Some days it is TOO MUCH

Today is one of those days. 

My children's 46 year old father is posting pictures of his 34 year old girlfriend posing on a bed, the bed my16 year old points out she used to sleep in as a child. It's not nefarious, no. Just her surrounded by some running shit I presume she got for free or that they're using to try and get other shit for free. Or money. Whatever. It honestly doesn't matter to me anymore. I see him for who he is choosing to be. Mostly, I'm embarrassed for him that he's acting like someone who doesn't have children, property to pay for and maintain, responsibilities, a job, etc. All of the things he's apparently turned his back on to play house like a teenager. 

I saw it, I made fun, rolled my eyes, and moved on. Until I saw my (actual teenager) daughter's post today.


Despite his claims that he will do better when he's "back home" in Colorado, where he's lived this blissful new existence for a whole 2% of his life, and for which he's willing to throw away everything else that ever mattered during the other 45 years and 2 months, his effort has dwindled to exactly what we should have expected and somehow are still surprised by. And it HURTS my child and therefore my heart.
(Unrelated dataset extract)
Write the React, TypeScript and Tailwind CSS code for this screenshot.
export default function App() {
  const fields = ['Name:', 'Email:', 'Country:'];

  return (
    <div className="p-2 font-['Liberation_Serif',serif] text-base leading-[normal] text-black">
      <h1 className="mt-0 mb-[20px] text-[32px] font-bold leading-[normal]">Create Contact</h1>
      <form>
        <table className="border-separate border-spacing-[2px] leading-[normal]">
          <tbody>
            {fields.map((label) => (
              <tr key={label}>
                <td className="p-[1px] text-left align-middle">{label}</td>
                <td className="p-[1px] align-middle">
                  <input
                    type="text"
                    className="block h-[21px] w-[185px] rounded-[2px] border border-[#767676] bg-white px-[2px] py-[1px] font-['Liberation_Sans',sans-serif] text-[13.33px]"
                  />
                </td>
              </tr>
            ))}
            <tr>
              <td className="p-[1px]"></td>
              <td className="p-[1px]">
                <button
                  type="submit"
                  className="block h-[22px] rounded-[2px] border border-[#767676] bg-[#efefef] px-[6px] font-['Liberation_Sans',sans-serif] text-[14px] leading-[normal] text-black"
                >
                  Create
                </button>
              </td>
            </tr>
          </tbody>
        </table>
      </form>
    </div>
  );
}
He's texted his kid twice in the last two weeks. I can't even make excuses for him anymore. I used to tell them that their dad loved them and just didn't know how to show it to make them feel it. Seems like he knows exactly how to make someone feel it....just not them. They have the internet (and eyes) too. They see what I see and they feel. It's so terribly unfair to the incredible humans they are.

Sure, I am grateful that I am here for them, in all their forms and experiences. And I'm grateful we have open conversations about their feelings and whether they are comfortable that I share our stories. I'm grateful that I miss almost no moments and when I do miss them, they WANT to tell me. I'm so incredibly grateful that they're mine and that this hasn't ruined them. I am grateful that they are brave and remain open to love and trust and hope. 

I'm also desperately angry at the unfairness of it all. Sone days it's just too much to hold in.